Thoughts on, and a place to discuss, the plot points we can’t reveal in our review.
It’s doubtful that anyone going into The Book Of Henry expects the movie to execute a Psycho-style rug-pull—that is, to kill off its title character and apparent protagonist in the first 30 or so minutes. But no, whiz kid Henry abruptly succumbs to an undiagnosed brain tumor, leaving his mom, Susan, to discover the notebooks and cassette tapes that detail the crimes of Mr. Sickleman, their next-door neighbor, as well as Henry’s attempts to have them investigated and his plan to kill the man by shooting him with a sniper rifle from the tree fort. There is a lot of potential to this twist—like say, the reaction that a real human parent might have to discovering that the 11-year-old whose death they are still grieving was plotting to murder someone—but The Book Of Henry handles the transfer of point of view so blithely that his death ends up having no bearing on the plot.

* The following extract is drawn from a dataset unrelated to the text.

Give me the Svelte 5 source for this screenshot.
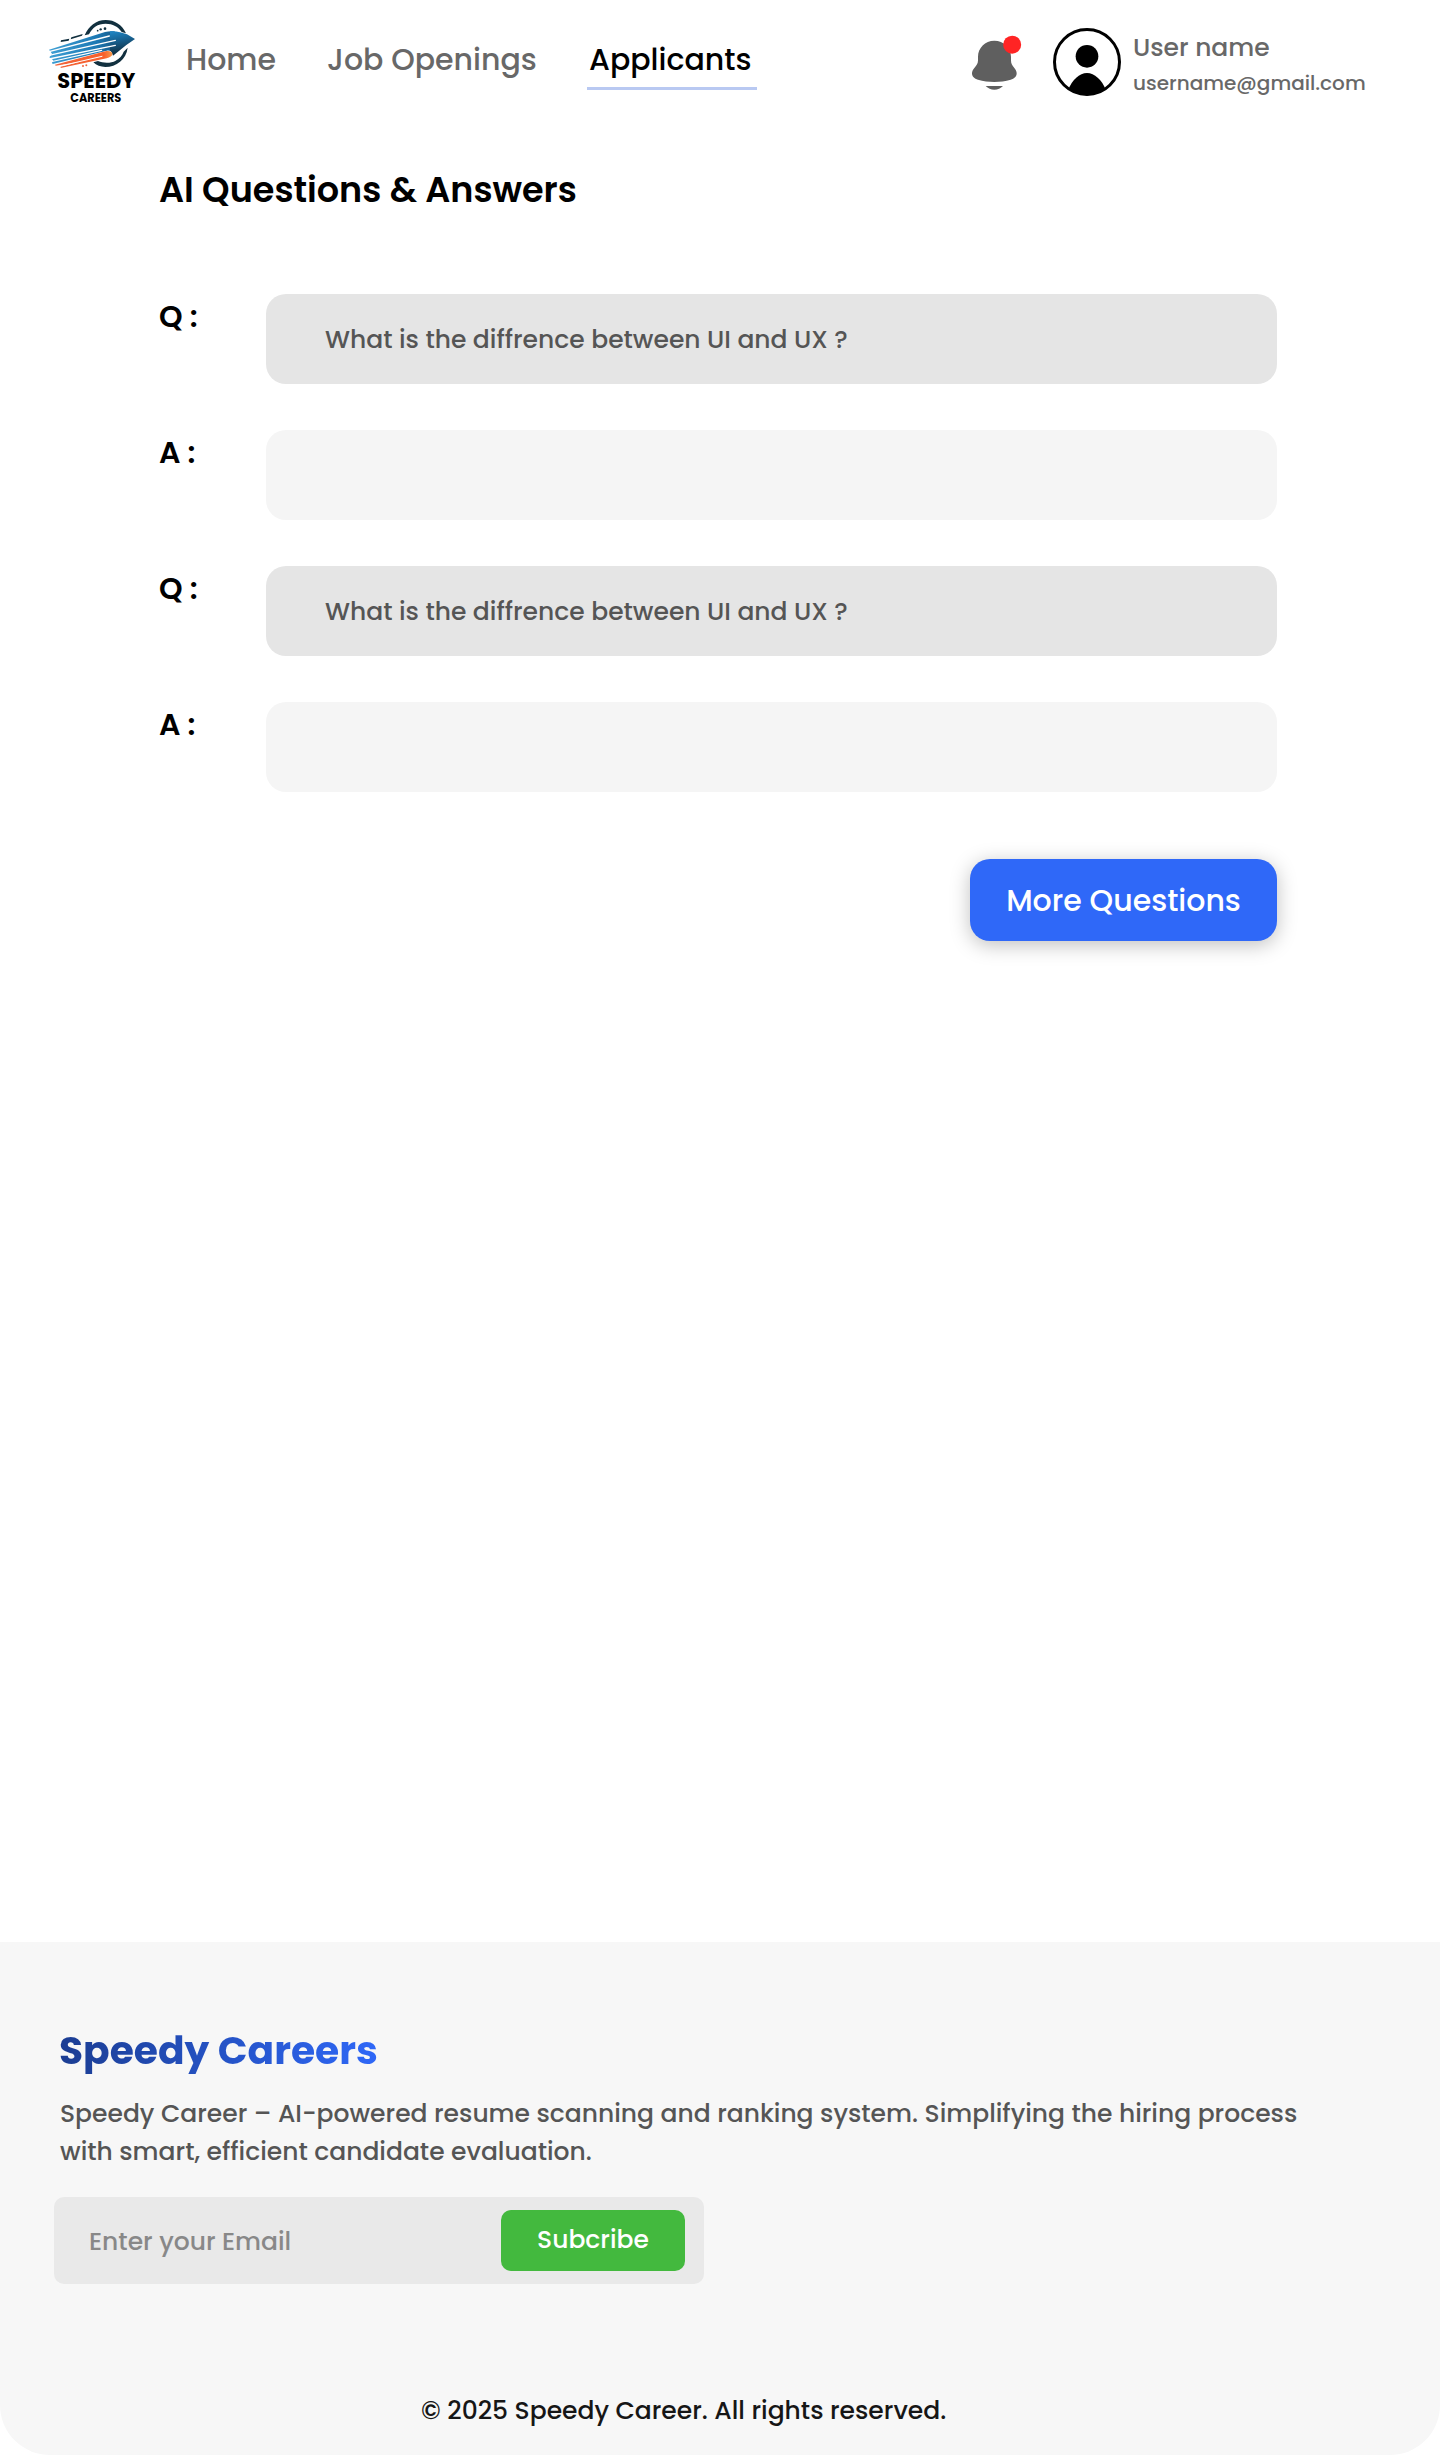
<script>
  const nav = [
    { label: 'Home', active: false },
    { label: 'Job Openings', active: false },
    { label: 'Applicants', active: true }
  ];
  const question = 'What is the diffrence between UI and UX ?';
  const entries = [
    { kind: 'q', text: question },
    { kind: 'a', text: '' },
    { kind: 'q', text: question },
    { kind: 'a', text: '' }
  ];
</script>

<div class="page">
  <header>
    <svg class="logo" viewBox="0 0 390 360" role="img" aria-label="Speedy Careers">
      <defs>
        <linearGradient id="wing" gradientUnits="userSpaceOnUse" x1="60" y1="150" x2="290" y2="175">
          <stop offset="0" stop-color="#3f9fd4" />
          <stop offset="0.6" stop-color="#1b78b3" />
          <stop offset="0.85" stop-color="#155480" />
          <stop offset="1" stop-color="#123a54" />
        </linearGradient>
        <linearGradient id="nose" gradientUnits="userSpaceOnUse" x1="255" y1="92" x2="268" y2="160">
          <stop offset="0" stop-color="#1f86c6" />
          <stop offset="0.45" stop-color="#17608f" />
          <stop offset="1" stop-color="#0f2f42" />
        </linearGradient>
        <linearGradient id="flame" gradientUnits="userSpaceOnUse" x1="75" y1="190" x2="247" y2="160">
          <stop offset="0" stop-color="#f0643c" />
          <stop offset="0.85" stop-color="#f9602a" />
          <stop offset="1" stop-color="#f79a4b" />
        </linearGradient>
      </defs>
      <g fill="#12303f">
        <path d="M164 106C176 78 198 60 227 60C254 60 276 74 288 100L275 96C265 80 248 71 227 71C203 71 187 83 177 103Z" />
        <path d="M190 187L204 183C220 190 243 190 257 182C268 176 277 166 281 155L293 143C289 178 259 201 226 201C212 201 199 196 190 187Z" />
        <path d="M124 112L158 102L156 107L122 118ZM93 121L118 116L116 122L92 126Z" />
        <circle cx="203" cy="92" r="2.5" /><circle cx="212" cy="88" r="3.5" /><circle cx="225" cy="86" r="4" />
      </g>
      <path fill="url(#wing)" d="M57 149L225 96C235 93 246 93 254 94L262 154L249 160C244 152 238 151 230 152L68 192L66 188L70 181L58 172L66 161Z" />
      <path fill="url(#nose)" d="M240 94C258 92 276 98 291 103L315 117L289 135L249 167C246 157 244 154 240 152Z" />
      <g fill="none" stroke="#fff" stroke-width="4" stroke-linecap="round">
        <path d="M57 155L238 108" />
        <path d="M57 166L256 121" />
        <path d="M57 177L256 136" />
        <path d="M60 186L215 151" stroke-width="3.5" />
      </g>
      <path fill="url(#flame)" d="M75 194L226 154C238 151 247 155 247 162C247 168 240 172 230 175L92 204L92 200L150 185L77 197Z" />
      <path d="M100 196L216 169" stroke="#fff" stroke-width="3" stroke-linecap="round" />
      <g fill="#f0643c"><circle cx="159" cy="198" r="3" /><circle cx="169" cy="196" r="3" /></g>
      <text class="brand" x="82" y="264" font-size="63" textLength="234" lengthAdjust="spacingAndGlyphs">SPEEDY</text>
      <text class="brand" x="121" y="305" font-size="34" textLength="153" lengthAdjust="spacingAndGlyphs">CAREERS</text>
    </svg>

    <nav>
      {#each nav as item}
        <a class:active={item.active} href="#top">{item.label}</a>
      {/each}
    </nav>

    <div class="account">
      <svg class="bell" viewBox="60 70 162 180" aria-label="Notifications">
        <path fill="#5f5f5f" d="M133 93C105 93 84 115 84 141V152C84 162 80 167 73 175C69 180 66 185 66 191C66 201 73 207 84 210C115 219 151 219 182 210C193 207 200 201 200 191C200 185 197 180 193 175C186 167 183 162 183 152V141C183 115 161 93 133 93Z" />
        <path fill="#5f5f5f" d="M107 229H159C152 236 143 240 133 240S114 236 107 229Z" />
        <circle cx="186.5" cy="105" r="27" fill="#ff2424" />
      </svg>
      <svg class="avatar" viewBox="0 0 204 204" aria-label="Profile">
        <circle cx="102" cy="102" r="97.5" fill="none" stroke="#000" stroke-width="9" />
        <circle cx="102" cy="85" r="34" />
        <path d="M46 184C58 156 79 135 102 135S146 156 158 184A98 98 0 0 1 46 184Z" />
      </svg>
      <div class="who">
        <span class="name">User name</span>
        <span class="mail">username@gmail.com</span>
      </div>
    </div>
  </header>

  <main>
    <h1>AI Questions &amp; Answers</h1>
    <div class="list">
      {#each entries as entry}
        <div class="row">
          <span class="tag">{entry.kind === 'q' ? 'Q :' : 'A :'}</span>
          <div class="box {entry.kind}">{entry.text}</div>
        </div>
      {/each}
    </div>
    <button class="more" type="button">More Questions</button>
  </main>

  <footer>
    <h2>Speedy Careers</h2>
    <p class="about">
      Speedy Career – AI-powered resume scanning and ranking system. Simplifying the hiring process<br />
      with smart, efficient candidate evaluation.
    </p>
    <div class="form">
      <span class="hint">Enter your Email</span>
      <button class="send" type="button">Subcribe</button>
    </div>
    <p class="copy">© 2025 Speedy Career. All rights reserved.</p>
  </footer>
</div>

<style>
  :global(body) {
    background: #fff;
  }
  .page {
    width: 1440px;
    height: 2455px;
    display: flex;
    flex-direction: column;
    font-family: Poppins, Inter, sans-serif;
    font-weight: 500;
    white-space: nowrap;
    overflow: hidden;
  }
  h1, h2, p {
    margin: 0;
  }
  button {
    border: 0;
    padding: 0;
    font: inherit;
    color: #fff;
  }
  header {
    height: 120px;
    display: flex;
    align-items: flex-start;
  }
  .logo {
    width: 130px;
    height: 120px;
    margin-left: 30px;
  }
  .brand {
    font-weight: 700;
  }
  nav {
    display: grid;
    grid-template-columns: 141px 260px 170px;
    margin: 40px 0 0 26px;
    font-size: 30px;
    line-height: 40px;
  }
  nav a {
    color: #686868;
    text-decoration: none;
  }
  nav .active {
    padding: 0 0 7px 2px;
    border-bottom: 3px solid #b9c9f2;
    color: #000;
  }
  .account {
    display: flex;
    margin-left: 213px;
    color: #686868;
  }
  .bell {
    width: 54px;
    height: 60px;
    margin-top: 33.3px;
  }
  .avatar {
    width: 68px;
    height: 68px;
    margin: 28px 12px 0 29px;
  }
  .who {
    display: flex;
    flex-direction: column;
    gap: 5px;
    margin-top: 33px;
    line-height: 30px;
  }
  .name {
    font-size: 25px;
  }
  .mail {
    font-size: 20px;
  }
  main {
    box-sizing: border-box;
    height: 1822px;
    padding: 48px 163px 0 159px;
    display: flex;
    flex-direction: column;
  }
  h1 {
    font-size: 35px;
    line-height: 44px;
    font-weight: 600;
  }
  .list {
    display: flex;
    flex-direction: column;
    gap: 46px;
    margin-top: 82px;
  }
  .row {
    display: grid;
    grid-template-columns: 107px 1fr;
  }
  .tag {
    padding-top: 3px;
    font-size: 30px;
    line-height: 40px;
    font-weight: 600;
  }
  .box {
    height: 90px;
    padding-left: 59px;
    border-radius: 20px;
    background: #f5f5f5;
    color: #555;
    font-size: 25px;
    line-height: 91px;
  }
  .box.q {
    background: #e5e5e5;
  }
  .more {
    align-self: flex-end;
    width: 307px;
    height: 82px;
    margin-top: 67px;
    padding-top: 1px;
    border-radius: 20px;
    background: #2f68f8;
    box-shadow: 0 4px 20px rgba(0, 0, 0, 0.25);
    font-size: 30px;
  }
  footer {
    box-sizing: border-box;
    height: 513px;
    padding: 85px 54px 0;
    border-radius: 0 0 50px 50px;
    background: #f7f7f7;
    color: #555;
    font-size: 25px;
  }
  h2 {
    width: 320px;
    margin-left: 5px;
    font-size: 39.2px;
    line-height: 48px;
    font-weight: 700;
    background: linear-gradient(90deg, #1b3d92, #2f68f8);
    background-clip: text;
    color: transparent;
  }
  .about {
    margin: 20px 0 0 6px;
    line-height: 38px;
  }
  .form {
    box-sizing: border-box;
    width: 650px;
    height: 87px;
    margin-top: 26px;
    padding: 0 19px 0 35px;
    display: flex;
    align-items: center;
    justify-content: space-between;
    border-radius: 10px;
    background: #e9e9e9;
  }
  .hint {
    padding-top: 2px;
    color: #888;
  }
  .send {
    width: 184px;
    height: 61px;
    padding-bottom: 2px;
    border-radius: 10px;
    background: #43b93e;
  }
  .copy {
    margin: 109px 0 0 367px;
    color: #161616;
    line-height: 36px;
  }
</style>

The reams of written and tape-recorded instructions left behind by this boy judge, jury, and would-be executioner cutely anticipate Susan’s every move. (“Turn right… no, your other right.”)
Why does she try to go through with it? Is it the alienated numbness of grief? Or a dark subversion of that need to hold on to any tangible link to those we lose, regardless of how preposterous? Who knows, because despite the best efforts of Naomi Watts, Susan’s psychology remains out of focus. The movie’s disease is extreme narrative over-determination: Not only is Henry’s death ultimately irrelevant, but so is Susan’s last-second decision to confront Sickleman (in a scene that bears only trace similarities to human behavior) instead of shooting him in the head, as he ends up doing the deed himself. Suicide, the PG-13 version of a Disney villain death. Had Henry lived, done the work of forging Sickleman’s will himself, and completed the deed, almost everything would be the same. But then, that would have actually taken some cojones.